= Dataset excerpt =

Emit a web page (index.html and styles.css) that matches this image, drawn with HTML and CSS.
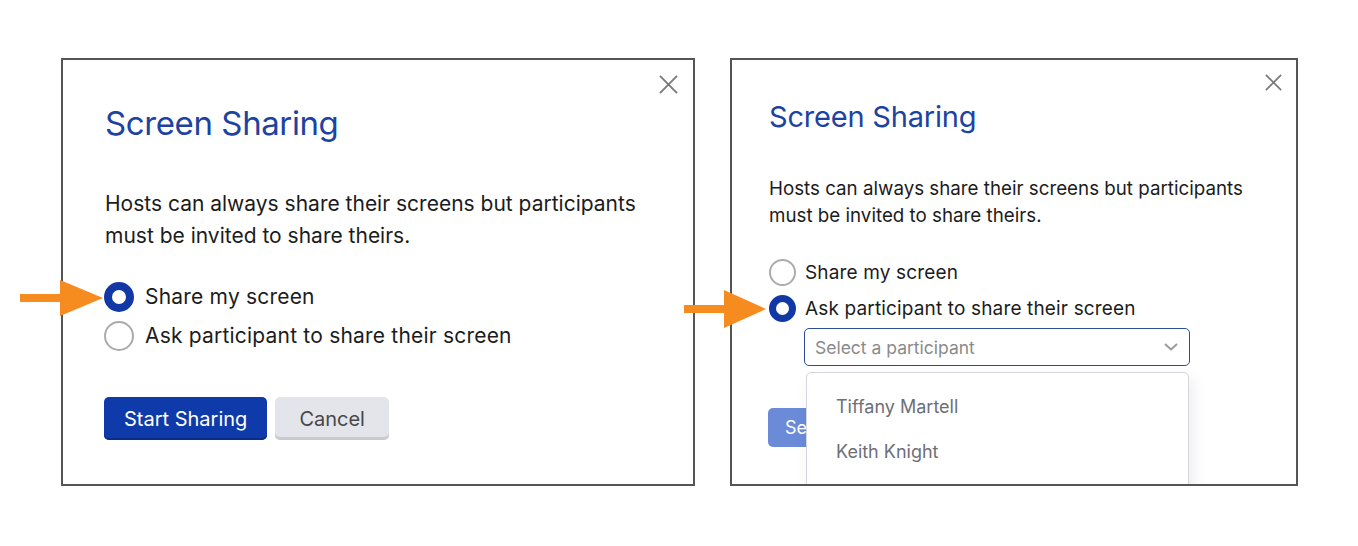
FILE: index.html
```html
<!DOCTYPE html>
<html lang="en">
<head>
<meta charset="utf-8">
<title>Screen Sharing</title>
<link rel="stylesheet" href="styles.css">
</head>
<body>
<main class="stage">
  <div class="frame">
    <svg class="arrow arrow-lg" width="84" height="36" viewBox="0 0 84 36"><rect x="0" y="14" width="44" height="8" fill="#f68b1f"/><polygon points="40,0 83,18 40,36" fill="#f68b1f"/></svg>
    <section class="dialog dialog-lg">
      <button class="close" aria-label="Close"><svg viewBox="0 0 20 20"><path d="M1 1 L19 19 M19 1 L1 19" stroke="#7a7a7a" stroke-width="2" fill="none"/></svg></button>
      <h1 class="title">Screen Sharing</h1>
      <p class="desc">Hosts can always share their screens but participants<br>must be invited to share theirs.</p>
      <div class="options">
        <div class="option"><span class="radio checked"></span><span>Share my screen</span></div>
        <div class="option"><span class="radio"></span><span>Ask participant to share their screen</span></div>
      </div>
      <div class="actions">
        <button class="btn btn-primary">Start Sharing</button>
        <button class="btn btn-secondary">Cancel</button>
      </div>
    </section>
  </div>
  <div class="frame">
    <svg class="arrow arrow-sm" width="84" height="38" viewBox="0 0 84 38"><rect x="0" y="15" width="44" height="8" fill="#f68b1f"/><polygon points="40,0 82,19 40,38" fill="#f68b1f"/></svg>
    <section class="dialog dialog-sm">
      <button class="close" aria-label="Close"><svg viewBox="0 0 20 20"><path d="M1 1 L19 19 M19 1 L1 19" stroke="#7a7a7a" stroke-width="2" fill="none"/></svg></button>
      <h1 class="title">Screen Sharing</h1>
      <p class="desc">Hosts can always share their screens but participants<br>must be invited to share theirs.</p>
      <div class="options">
        <div class="option"><span class="radio"></span><span>Share my screen</span></div>
        <div class="option"><span class="radio checked"></span><span>Ask participant to share their screen</span></div>
        <div class="select-wrap">
          <div class="select"><span class="placeholder">Select a participant</span><svg class="chevron" viewBox="0 0 14 8"><path d="M1 1 L7 6.5 L13 1" stroke="#9a9a9a" stroke-width="2" fill="none"/></svg></div>
          <ul class="menu">
            <li>Tiffany Martell</li>
            <li>Keith Knight</li>
          </ul>
        </div>
      </div>
      <div class="actions">
        <button class="btn btn-primary btn-disabled">Send Request</button>
      </div>
    </section>
  </div>
</main>
</body>
</html>
```
FILE: styles.css
```css
* { box-sizing: border-box; }
html, body { margin: 0; padding: 0; background: #fff; }
body { font-family: Inter, "Noto Sans", sans-serif; color: #1c1c1c; }

.stage {
  display: flex;
  gap: 35px;
  padding: 58px 0 0 61px;
}
.frame { position: relative; }

.dialog {
  position: relative;
  height: 428px;
  border: 2px solid #555;
  background: #fff;
  overflow: hidden;
  display: flex;
  flex-direction: column;
}
.dialog-lg { width: 634px; padding: 0 42px; }
.dialog-sm { width: 568px; padding: 0 37px; }

.close {
  position: absolute;
  border: 0;
  background: none;
  padding: 0;
  cursor: pointer;
}
.close svg { display: block; width: 100%; height: 100%; }
.dialog-lg .close { top: 15px; right: 15px; width: 19px; height: 19px; }
.dialog-sm .close { top: 14px; right: 14px; width: 17px; height: 17px; }

.title {
  margin: 0;
  font-weight: 400;
  color: #1d43a2;
}
.dialog-lg .title { font-size: 33px; line-height: 40px; letter-spacing: -0.4px; margin-top: 43px; }
.dialog-sm .title { font-size: 29px; line-height: 36px; letter-spacing: -0.2px; margin-top: 39px; }

.desc { margin: 0; }
.dialog-lg .desc { font-size: 21px; line-height: 32px; margin-top: 45px; }
.dialog-sm .desc { font-size: 18.75px; line-height: 27px; margin-top: 40px; }

.options { display: flex; flex-direction: column; }
.dialog-lg .options { margin: 25px 0 0 -1px; }
.dialog-sm .options { margin-top: 25px; }

.option { display: flex; align-items: center; }
.dialog-lg .option { height: 39px; gap: 11px; font-size: 21px; letter-spacing: 0.2px; }
.dialog-sm .option { height: 36px; gap: 9px; font-size: 19px; letter-spacing: 0.15px; }

.radio {
  flex: none;
  border-radius: 50%;
  border: 2.5px solid #ababab;
  background: #fff;
}
.dialog-lg .radio { width: 30px; height: 30px; }
.dialog-sm .radio { width: 27px; height: 27px; }
.dialog-lg .radio.checked { border: 8.5px solid #1238a6; }
.dialog-sm .radio.checked { border: 7.5px solid #1238a6; }

.select-wrap { position: relative; margin: 2px 0 0 35px; width: 386px; letter-spacing: 0; }
.select {
  height: 38px;
  border: 1.5px solid #2a4e92;
  border-radius: 5px;
  display: flex;
  align-items: center;
  justify-content: space-between;
  padding: 0 11px 0 10px;
}
.placeholder { color: #8a8a8a; font-size: 17.5px; }
.chevron { width: 14px; height: 8px; }

.menu {
  position: absolute;
  top: 44px;
  left: 2px;
  width: 383px;
  height: 160px;
  margin: 0;
  padding: 22px 0 0 29px;
  list-style: none;
  background: #fff;
  border: 1.5px solid #d4d6db;
  border-radius: 5px;
  box-shadow: 4px 6px 16px rgba(0, 0, 0, 0.08);
  z-index: 2;
}
.menu li { font-size: 18px; line-height: 24px; color: #6c6f77; margin-bottom: 21px; }

.actions { display: flex; gap: 8px; }
.dialog-lg .actions { margin: 42px 0 0 -1px; }
.dialog-sm .actions { margin-top: 42px; }

.btn {
  font-family: inherit;
  border: 0;
  border-radius: 5px;
  cursor: pointer;
}
.dialog-lg .btn { height: 43px; font-size: 20px; padding: 0 20px; }
.dialog-sm .btn { height: 39px; font-size: 18px; padding: 0 17px; margin-left: -1px; }
.btn-primary {
  background: #0f3aa9;
  color: #fff;
  box-shadow: inset 0 -2px 0 #0b2e88;
}
.dialog-lg .btn-secondary {
  background: #e4e5ea;
  color: #474747;
  box-shadow: inset 0 -3px 0 #c8cad0;
  padding: 0 24px;
}
.dialog-sm .btn-disabled { background: #6b8bd8; box-shadow: none; }

.arrow { position: absolute; z-index: 3; }
.arrow-lg { left: -41px; top: 222px; }
.arrow-sm { left: -46px; top: 232px; }
```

= Task requirements =
Write out each line of the data exactly; the images should be left out.

= Response to this task =
Emit a web page (index.html and styles.css) that matches this image, drawn with HTML and CSS.
FILE: index.html
```html
<!DOCTYPE html>
<html lang="en">
<head>
<meta charset="utf-8">
<title>Screen Sharing</title>
<link rel="stylesheet" href="styles.css">
</head>
<body>
<main class="stage">
  <div class="frame">
    <svg class="arrow arrow-lg" width="84" height="36" viewBox="0 0 84 36"><rect x="0" y="14" width="44" height="8" fill="#f68b1f"/><polygon points="40,0 83,18 40,36" fill="#f68b1f"/></svg>
    <section class="dialog dialog-lg">
      <button class="close" aria-label="Close"><svg viewBox="0 0 20 20"><path d="M1 1 L19 19 M19 1 L1 19" stroke="#7a7a7a" stroke-width="2" fill="none"/></svg></button>
      <h1 class="title">Screen Sharing</h1>
      <p class="desc">Hosts can always share their screens but participants<br>must be invited to share theirs.</p>
      <div class="options">
        <div class="option"><span class="radio checked"></span><span>Share my screen</span></div>
        <div class="option"><span class="radio"></span><span>Ask participant to share their screen</span></div>
      </div>
      <div class="actions">
        <button class="btn btn-primary">Start Sharing</button>
        <button class="btn btn-secondary">Cancel</button>
      </div>
    </section>
  </div>
  <div class="frame">
    <svg class="arrow arrow-sm" width="84" height="38" viewBox="0 0 84 38"><rect x="0" y="15" width="44" height="8" fill="#f68b1f"/><polygon points="40,0 82,19 40,38" fill="#f68b1f"/></svg>
    <section class="dialog dialog-sm">
      <button class="close" aria-label="Close"><svg viewBox="0 0 20 20"><path d="M1 1 L19 19 M19 1 L1 19" stroke="#7a7a7a" stroke-width="2" fill="none"/></svg></button>
      <h1 class="title">Screen Sharing</h1>
      <p class="desc">Hosts can always share their screens but participants<br>must be invited to share theirs.</p>
      <div class="options">
        <div class="option"><span class="radio"></span><span>Share my screen</span></div>
        <div class="option"><span class="radio checked"></span><span>Ask participant to share their screen</span></div>
        <div class="select-wrap">
          <div class="select"><span class="placeholder">Select a participant</span><svg class="chevron" viewBox="0 0 14 8"><path d="M1 1 L7 6.5 L13 1" stroke="#9a9a9a" stroke-width="2" fill="none"/></svg></div>
          <ul class="menu">
            <li>Tiffany Martell</li>
            <li>Keith Knight</li>
          </ul>
        </div>
      </div>
      <div class="actions">
        <button class="btn btn-primary btn-disabled">Send Request</button>
      </div>
    </section>
  </div>
</main>
</body>
</html>
```
FILE: styles.css
```css
* { box-sizing: border-box; }
html, body { margin: 0; padding: 0; background: #fff; }
body { font-family: Inter, "Noto Sans", sans-serif; color: #1c1c1c; }

.stage {
  display: flex;
  gap: 35px;
  padding: 58px 0 0 61px;
}
.frame { position: relative; }

.dialog {
  position: relative;
  height: 428px;
  border: 2px solid #555;
  background: #fff;
  overflow: hidden;
  display: flex;
  flex-direction: column;
}
.dialog-lg { width: 634px; padding: 0 42px; }
.dialog-sm { width: 568px; padding: 0 37px; }

.close {
  position: absolute;
  border: 0;
  background: none;
  padding: 0;
  cursor: pointer;
}
.close svg { display: block; width: 100%; height: 100%; }
.dialog-lg .close { top: 15px; right: 15px; width: 19px; height: 19px; }
.dialog-sm .close { top: 14px; right: 14px; width: 17px; height: 17px; }

.title {
  margin: 0;
  font-weight: 400;
  color: #1d43a2;
}
.dialog-lg .title { font-size: 33px; line-height: 40px; letter-spacing: -0.4px; margin-top: 43px; }
.dialog-sm .title { font-size: 29px; line-height: 36px; letter-spacing: -0.2px; margin-top: 39px; }

.desc { margin: 0; }
.dialog-lg .desc { font-size: 21px; line-height: 32px; margin-top: 45px; }
.dialog-sm .desc { font-size: 18.75px; line-height: 27px; margin-top: 40px; }

.options { display: flex; flex-direction: column; }
.dialog-lg .options { margin: 25px 0 0 -1px; }
.dialog-sm .options { margin-top: 25px; }

.option { display: flex; align-items: center; }
.dialog-lg .option { height: 39px; gap: 11px; font-size: 21px; letter-spacing: 0.2px; }
.dialog-sm .option { height: 36px; gap: 9px; font-size: 19px; letter-spacing: 0.15px; }

.radio {
  flex: none;
  border-radius: 50%;
  border: 2.5px solid #ababab;
  background: #fff;
}
.dialog-lg .radio { width: 30px; height: 30px; }
.dialog-sm .radio { width: 27px; height: 27px; }
.dialog-lg .radio.checked { border: 8.5px solid #1238a6; }
.dialog-sm .radio.checked { border: 7.5px solid #1238a6; }

.select-wrap { position: relative; margin: 2px 0 0 35px; width: 386px; letter-spacing: 0; }
.select {
  height: 38px;
  border: 1.5px solid #2a4e92;
  border-radius: 5px;
  display: flex;
  align-items: center;
  justify-content: space-between;
  padding: 0 11px 0 10px;
}
.placeholder { color: #8a8a8a; font-size: 17.5px; }
.chevron { width: 14px; height: 8px; }

.menu {
  position: absolute;
  top: 44px;
  left: 2px;
  width: 383px;
  height: 160px;
  margin: 0;
  padding: 22px 0 0 29px;
  list-style: none;
  background: #fff;
  border: 1.5px solid #d4d6db;
  border-radius: 5px;
  box-shadow: 4px 6px 16px rgba(0, 0, 0, 0.08);
  z-index: 2;
}
.menu li { font-size: 18px; line-height: 24px; color: #6c6f77; margin-bottom: 21px; }

.actions { display: flex; gap: 8px; }
.dialog-lg .actions { margin: 42px 0 0 -1px; }
.dialog-sm .actions { margin-top: 42px; }

.btn {
  font-family: inherit;
  border: 0;
  border-radius: 5px;
  cursor: pointer;
}
.dialog-lg .btn { height: 43px; font-size: 20px; padding: 0 20px; }
.dialog-sm .btn { height: 39px; font-size: 18px; padding: 0 17px; margin-left: -1px; }
.btn-primary {
  background: #0f3aa9;
  color: #fff;
  box-shadow: inset 0 -2px 0 #0b2e88;
}
.dialog-lg .btn-secondary {
  background: #e4e5ea;
  color: #474747;
  box-shadow: inset 0 -3px 0 #c8cad0;
  padding: 0 24px;
}
.dialog-sm .btn-disabled { background: #6b8bd8; box-shadow: none; }

.arrow { position: absolute; z-index: 3; }
.arrow-lg { left: -41px; top: 222px; }
.arrow-sm { left: -46px; top: 232px; }
```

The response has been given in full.